The core insight presented is that not all training data is beneficial for teaching AI realistic motion. The researchers developed a technique to identify where the AI learned its motion knowledge by analyzing the internal learning signals. They discovered that certain types of data, such as cartoons, provide conflicting and unrealistic physics examples that confuse the AI. By selectively removing these “bad influences” and fine-tuning the model with only high-quality, realistic motion data, the AI produced significantly improved and more believable motion, such as a correctly spinning coin.

To achieve this, the researchers introduced a motion masking step using optical flow, a method that tracks the movement of points across video frames. Instead of applying this mask directly to the video, they applied it to the AI’s internal learning signals to pinpoint which parts of the training data influenced the AI’s decisions about motion. However, handling these signals was computationally challenging due to the AI’s enormous number of parameters.

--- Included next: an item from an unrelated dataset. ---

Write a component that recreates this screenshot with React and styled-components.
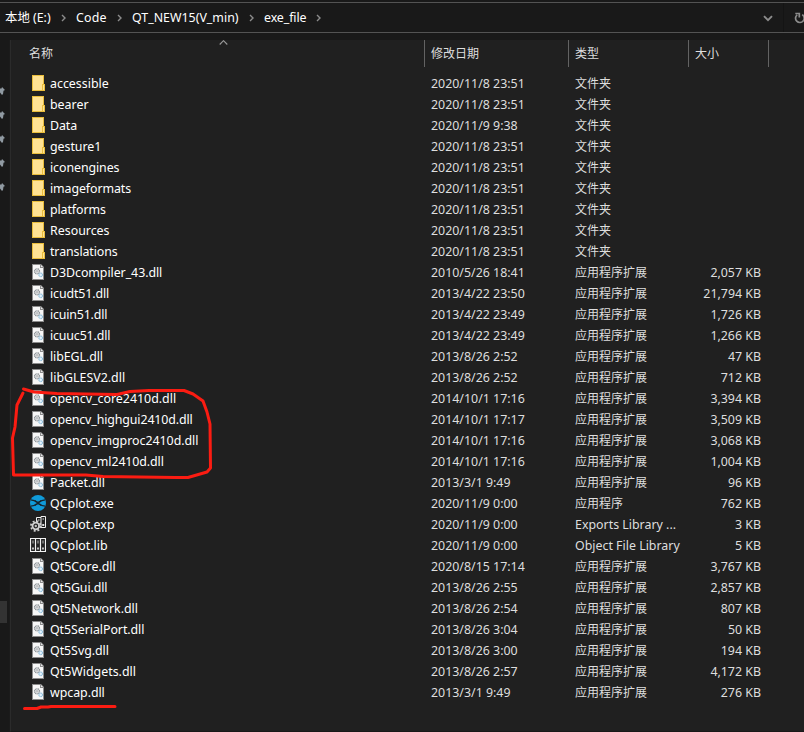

To overcome this, they used a dimensionality reduction technique called the Johnson–Lindenstrauss projection, compressing billions of parameters down to just 512 while preserving essential information.

This approach allowed the researchers to effectively separate useful motion information from misleading data, leading to a cleaner and more accurate learning process. The broader lesson emphasized is that more data is not always better; quality and relevance of information are crucial. Just as in human learning, consuming large amounts of low-quality or contradictory information can degrade understanding rather than improve it. The video advocates for a more discerning approach to training AI, focusing on fewer but higher-quality examples to achieve better results.

In conclusion, the video highlights a significant advancement in AI video generation by demonstrating that careful curation and analysis of training data can dramatically improve motion realism. This work not only advances the field technically but also offers a philosophical takeaway about the importance of quality over quantity in learning. The researchers plan to release their code publicly, promising exciting developments ahead in AI-generated video technology.